Tailback happier on solid ground

Fear of flying, first college football travel experience impacted Walker's game day confidence

Wisconsin coach Barry Alvarez is not worried about Jamil Walker's long-term confidence. The true freshman simply needs to adapt to air travel.

Walker burst onto the scene with a 16-carry 88-yard debut in Wisconsin's win over UNLV two weeks ago in Madison but was held to zero yards on five carries against Arizona.

The key, Alvarez said Monday, is comfort. The Badgers' charter flight to Tucson Friday was the beginning of only the second trip Walker had every taken that included air travel.

The first time he was on a plane, Alvarez said, "they had to send a car to get him because he wouldn't get back on.

"So first of all, he's frightened to even be on the airplane. He gets airsick and so on and so forth. The first away game, just the magnitude of it, how long you spend in the hotel, the rain delay, just so many things going on for a young person, sometimes it's just flat overwhelming.
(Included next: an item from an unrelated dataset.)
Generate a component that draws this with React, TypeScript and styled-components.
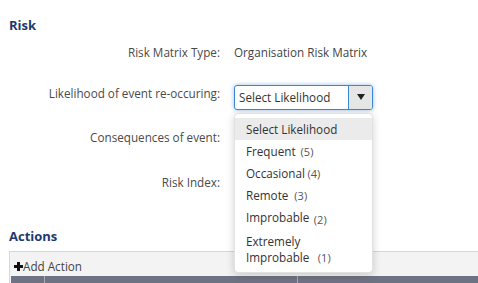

As a coach, Alvarez added, it is easy to get caught up in X's and O's. "But put yourself back when you're 18 years old," he said, "and all of a sudden all those things happen to you, and you're in a place you've never even seen before, you've never even seen a mountain before, let alone dealing with the temperature, then thunderstorms… and a loud, hostile crowd, it can be overwhelming. And so it's just a matter of that's an experience. You have to learn from it."

The Badgers need a confident Walker to compliment starting tailback Booker Stanley, who ran 30 times for 135 yards Saturday. For at least another week, Walker is Wisconsin's No. 2 tailback while Anthony Davis recovers from an eye injury.

"The first time the freshmen come down here and scrimmage... that's normally what happens," Alvarez said. "So hopefully that experience (is) behind him…he can just concentrate and practice the way he does and perform on game day the way he does at practice."